A: We’ve already got the solutions to all these problems. There are amazing ways to restore fertility to overused farmland, we know what to do to minimise future pandemics by closing wildlife markets and banning the factory farming of animals. We know how to improve biodiversity and the health of the soil by changing from monocultures and industrial farming to regenerative agriculture, permaculture and so on. We’ve got a window of time to do these things. But it’s not a big window and it’s closing.

Q: Are you heartened by the fact that young people like Greta Thunberg are becoming activists?

A: Children are getting environmental education at schools. We never got that. They are being told that we are hurting their future and they are angry. Greta’s movement has raised a lot of awareness. I also feel anger, but my way is different.

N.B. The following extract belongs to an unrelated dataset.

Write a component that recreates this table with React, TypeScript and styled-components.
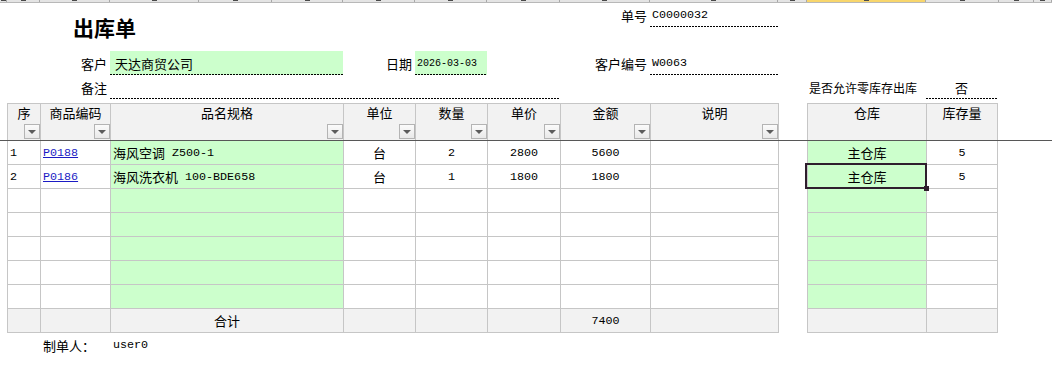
import React from "react";
import styled, { createGlobalStyle, css } from "styled-components";

const GRID = "#c6c6c6";
const GREEN = "#ccffcc";
const HEAD = "#f2f2f2";
const CJK = `"Noto Sans CJK SC", "Noto Sans", sans-serif`;
const MONO = `"Liberation Mono", "Noto Sans CJK SC", monospace`;

const Global = createGlobalStyle`
  html, body { margin: 0; padding: 0; background: #fff; }
  body { font-family: ${CJK}; font-size: 13px; color: #000; }
`;

const Page = styled.div`
  width: 1052px;
  height: 384px;
  display: flex;
  flex-direction: column;
  background: #fff;
  overflow: hidden;
`;

/* ---------- bottom edge of the sheet's column-letter header ---------- */
const stripCols = [7, 33, 70, 89, 73, 71, 72, 72, 73, 90, 128, 29, 119, 73, 35];
const Strip = styled.div`
  display: grid;
  grid-template-columns: ${stripCols.map((w) => `${w}px`).join(" ")} 1fr;
  height: 2px;
  background: #e4e4e4;
  border-bottom: 1px solid #b8b8b8;
`;
const StripCell = styled.div<{ $active?: boolean }>`
  display: flex;
  justify-content: center;
  align-items: flex-start;
  border-right: 1px solid #a8a8a8;
  background: ${(p) => (p.$active ? "#f8d66c" : "transparent")};
  &::after {
    content: "";
    width: 5px;
    height: 1px;
    background: #4a4a4a;
  }
`;

/* ---------- header form ---------- */
const formCols = "7px 33px 70px 233px 72px 72px 73px 90px 128px 29px 119px 71px 1fr";
const Form = styled.div`
  display: grid;
  grid-template-columns: ${formCols};
  grid-template-rows: repeat(4, 24px) 4px;
`;
const Title = styled.h1`
  grid-column: 3 / 5;
  grid-row: 1 / 3;
  margin: 0;
  padding-left: 33px;
  display: flex;
  align-items: center;
  font-family: ${CJK};
  font-size: 21px;
  font-weight: 700;
`;
const Label = styled.div<{ $col: string; $row: string }>`
  grid-column: ${(p) => p.$col};
  grid-row: ${(p) => p.$row};
  display: flex;
  align-items: center;
  justify-content: flex-end;
  padding-right: 3px;
  font-size: 13px;
  white-space: nowrap;
`;
const Note = styled.div<{ $col: string; $row: string }>`
  grid-column: ${(p) => p.$col};
  grid-row: ${(p) => p.$row};
  display: flex;
  align-items: center;
  padding-left: 2px;
  font-size: 12px;
  white-space: nowrap;
`;
const dashes = "repeating-linear-gradient(to right, #000 0 2px, transparent 2px 3px)";
const Field = styled.div<{ $col: string; $row: string; $green?: boolean; $center?: boolean }>`
  grid-column: ${(p) => p.$col};
  grid-row: ${(p) => p.$row};
  display: flex;
  align-items: center;
  justify-content: ${(p) => (p.$center ? "center" : "flex-start")};
  padding-left: ${(p) => (p.$center ? 0 : 2)}px;
  font-size: 13px;
  white-space: nowrap;
  background: ${dashes} left bottom / 100% 1px no-repeat, ${(p) => (p.$green ? GREEN : "transparent")};
`;
const Lat = styled.span`
  font-family: ${MONO};
  font-size: 11.7px;
  white-space: pre;
`;
const DateText = styled.span`
  font-family: ${MONO};
  font-size: 10px;
`;

/* ---------- table ---------- */
const Band = styled.div`
  display: flex;
  gap: 28px;
  padding-left: 7px;
`;
const FreezeLine = styled.div`
  height: 1px;
  background: #575757;
`;
const TableGrid = styled.div<{ $cols: string; $rows: string; $part: "head" | "body" }>`
  display: grid;
  grid-template-columns: ${(p) => p.$cols};
  grid-template-rows: ${(p) => p.$rows};
  gap: 1px;
  background: ${GRID};
  border: 1px solid ${GRID};
  ${(p) => (p.$part === "head" ? "border-bottom: 0;" : "border-top: 0;")}
`;
const HeadCell = styled.div`
  background: ${HEAD};
  display: flex;
  flex-direction: column;
  align-items: center;
  padding-top: 1px;
  font-size: 13px;
  line-height: 15px;
`;
const FilterButton = styled.span`
  align-self: flex-end;
  margin-top: auto;
  margin-bottom: 1px;
  width: 16px;
  height: 15px;
  box-sizing: border-box;
  border: 1px solid #b4b4b4;
  background: linear-gradient(#fbfbfb, #e9e9e9);
  display: flex;
  align-items: center;
  justify-content: center;
  &::after {
    content: "";
    width: 0;
    height: 0;
    border-left: 4px solid transparent;
    border-right: 4px solid transparent;
    border-top: 4px solid #5c5c5c;
  }
`;
type Fill = "white" | "green" | "gray";
const fills: Record<Fill, string> = { white: "#fff", green: GREEN, gray: HEAD };
const BodyCell = styled.div<{ $fill: Fill; $center?: boolean; $selected?: boolean }>`
  background: ${(p) => fills[p.$fill]};
  display: flex;
  align-items: center;
  justify-content: ${(p) => (p.$center ? "center" : "flex-start")};
  padding: 0 2px;
  font-size: 13px;
  white-space: nowrap;
  ${(p) =>
    p.$selected &&
    css`
      position: relative;
      z-index: 1;
      &::before {
        content: "";
        position: absolute;
        left: -3px;
        top: -2px;
        right: -1px;
        bottom: -1px;
        border: 2px solid #2e1e2d;
        pointer-events: none;
      }
      &::after {
        content: "";
        position: absolute;
        right: -3px;
        bottom: -3px;
        width: 5px;
        height: 5px;
        background: #2e1e2d;
      }
    `}
`;
const CodeLink = styled.a`
  font-family: ${MONO};
  font-size: 11.7px;
  color: #1b1bc4;
  text-decoration: underline;
`;

const Footer = styled.div`
  display: grid;
  grid-template-columns: ${formCols};
  grid-template-rows: 24px;
`;
const FooterText = styled.div<{ $col: string }>`
  grid-column: ${(p) => p.$col};
  display: flex;
  align-items: center;
  padding-left: 3px;
  font-size: 13px;
  white-space: nowrap;
`;

function Mixed({ text }: { text: string }) {
  const parts = text.split(/([\x20-\x7e]+)/).filter(Boolean);
  return (
    <>
      {parts.map((p, i) =>
        /^[\x20-\x7e]+$/.test(p) ? <Lat key={i}>{p}</Lat> : <React.Fragment key={i}>{p}</React.Fragment>
      )}
    </>
  );
}

const mainCols = "32px 69px 232px 71px 71px 72px 89px 127px";
const sideCols = "118px 70px";
const mainHeads = ["序", "商品编码", "品名规格", "单位", "数量", "单价", "金额", "说明"];
const sideHeads = ["仓库", "库存量"];
const centered = [false, false, false, true, true, true, true, false];
const empty = ["", "", "", "", "", "", "", ""];
const mainRows: string[][] = [
  ["1", "P0188", "海风空调 Z500-1", "台", "2", "2800", "5600", ""],
  ["2", "P0186", "海风洗衣机 100-BDE658", "台", "1", "1800", "1800", ""],
  empty, empty, empty, empty, empty,
];
const mainTotal = ["", "", "合计", "", "", "", "7400", ""];
const sideRows: string[][] = [
  ["主仓库", "5"],
  ["主仓库", "5"],
  ["", ""], ["", ""], ["", ""], ["", ""], ["", ""],
];

export default function App() {
  return (
    <Page>
      <Global />
      <Strip>
        {stripCols.concat([0]).map((_, i) => (
          <StripCell key={i} $active={i === 12} />
        ))}
      </Strip>

      <Form>
        <Title>出库单</Title>
        <Label $col="8" $row="1">单号</Label>
        <Field $col="9" $row="1"><Lat>C0000032</Lat></Field>
        <Label $col="3" $row="3">客户</Label>
        <Field $col="4" $row="3" $green>&nbsp;天达商贸公司</Field>
        <Label $col="5" $row="3">日期</Label>
        <Field $col="6" $row="3" $green><DateText>2026-03-03</DateText></Field>
        <Label $col="8" $row="3">客户编号</Label>
        <Field $col="9" $row="3"><Lat>W0063</Lat></Field>
        <Label $col="3" $row="4">备注</Label>
        <Field $col="4 / 8" $row="4" />
        <Note $col="11" $row="4">是否允许零库存出库</Note>
        <Field $col="12" $row="4" $center>否</Field>
      </Form>

      <Band>
        <TableGrid $cols={mainCols} $rows="36px" $part="head">
          {mainHeads.map((h) => (
            <HeadCell key={h}>
              {h}
              <FilterButton />
            </HeadCell>
          ))}
        </TableGrid>
        <TableGrid $cols={sideCols} $rows="36px" $part="head">
          {sideHeads.map((h) => (
            <HeadCell key={h}>{h}</HeadCell>
          ))}
        </TableGrid>
      </Band>
      <FreezeLine />
      <Band>
        <TableGrid $cols={mainCols} $rows="repeat(8, 23px)" $part="body">
          {mainRows.map((row, ri) =>
            row.map((c, ci) => (
              <BodyCell key={`${ri}-${ci}`} $fill={ci === 2 ? "green" : "white"} $center={centered[ci]}>
                {ci === 1 && c ? <CodeLink href="#">{c}</CodeLink> : <Mixed text={c} />}
              </BodyCell>
            ))
          )}
          {mainTotal.map((c, ci) => (
            <BodyCell key={`t-${ci}`} $fill="gray" $center>
              <Mixed text={c} />
            </BodyCell>
          ))}
        </TableGrid>
        <TableGrid $cols={sideCols} $rows="repeat(8, 23px)" $part="body">
          {sideRows.map((row, ri) =>
            row.map((c, ci) => (
              <BodyCell
                key={`${ri}-${ci}`}
                $fill={ci === 0 ? "green" : "white"}
                $center
                $selected={ri === 1 && ci === 0}
              >
                <Mixed text={c} />
              </BodyCell>
            ))
          )}
          <BodyCell $fill="gray" />
          <BodyCell $fill="gray" />
        </TableGrid>
      </Band>

      <Footer>
        <FooterText $col="3">制单人：</FooterText>
        <FooterText $col="4"><Lat>user0</Lat></FooterText>
      </Footer>
    </Page>
  );
}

I don’t tackle things in that way.

Q: You write in the book that you feel that you have been personally guided by a higher intelligence.

A: I don’t know what to call this higher being, but I feel it very much in the forest, this deep spiritual connection. I love it that so many top scientific brains have also come to this conclusion that there is an intelligence behind the universe. Einstein was one. Francis Collins, the director of National Institutes of Health in the US, who unravelled the human genome, started as an agnostic and ended up being convinced that there is a higher being.

Q: It’s customary to end interviews like this by asking what you would like your legacy to be. But you are someone who is more concerned with the planet than with Jane Goodall. So my question for you is: what kind of future would you like to see?

A: If we respect nature, if we respect animals, if we respect one another, things would be very different. I want a future where we’ve learned to live in harmony with the natural world, where we develop new ways of living, ways of growing food, ways of making money. You know we’ve got to lose this arrogance that just because we’ve got a brain that can design a rocket to go to Mars it doesn't mean that we have any more right to be on this planet than an octopus. We need to realise that we’re part of this natural world and our lives depend on it.